Павел Басинский: Скажи (только откровенно!): тебе с Пушкиным жить легче? Мне – да. Поэтому предлагаю в день его юбилея «откупорить шампанского бутылку» и перечесть… Лично я – «Признание» («Я вас люблю, хоть я бешусь…»). Почему-то это стихотворение заряжает меня невероятно! А – ты?

Евгений Водолазкин: Ты уже знаешь одно стихотворение, которое я люблю… Добавлю еще два: «Если жизнь тебя обманет…» и «Пора, мой друг, пора! Покоя сердце просит…» Это такая у меня личная терапия.

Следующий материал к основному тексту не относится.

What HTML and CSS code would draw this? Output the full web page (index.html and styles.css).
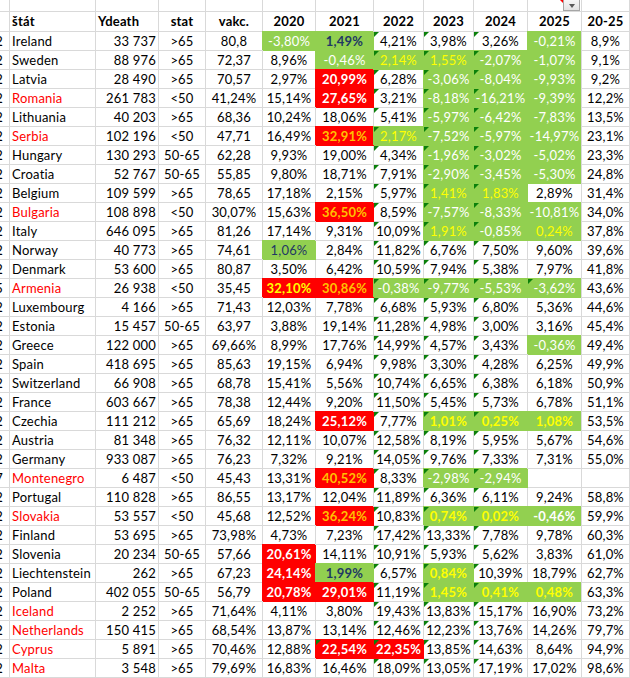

Разумеется, с Пушкиным – легче. Даже не с русской литературой вообще, а именно с Пушкиным. Потому что в конечном счете важны личные отношения, особенно – когда общаешься с сущностью нематериальной. Пушкин метафизический, сохранив свои замечательные черты, теперь немного похож на нас – на лучшее в нас. С ним можно выпить шампанского (6 июня – обязательно!), поплакать или, наоборот, посмеяться. Вспомнил сейчас: в дневниках Чуковского упоминается студентка, не читавшая «Маленьких трагедий». Экзаменатор просит ее назвать хотя бы одну. Ответ молниеносный: «Мольери и Сальери».

Думаю, Александр Сергеевич оценил бы.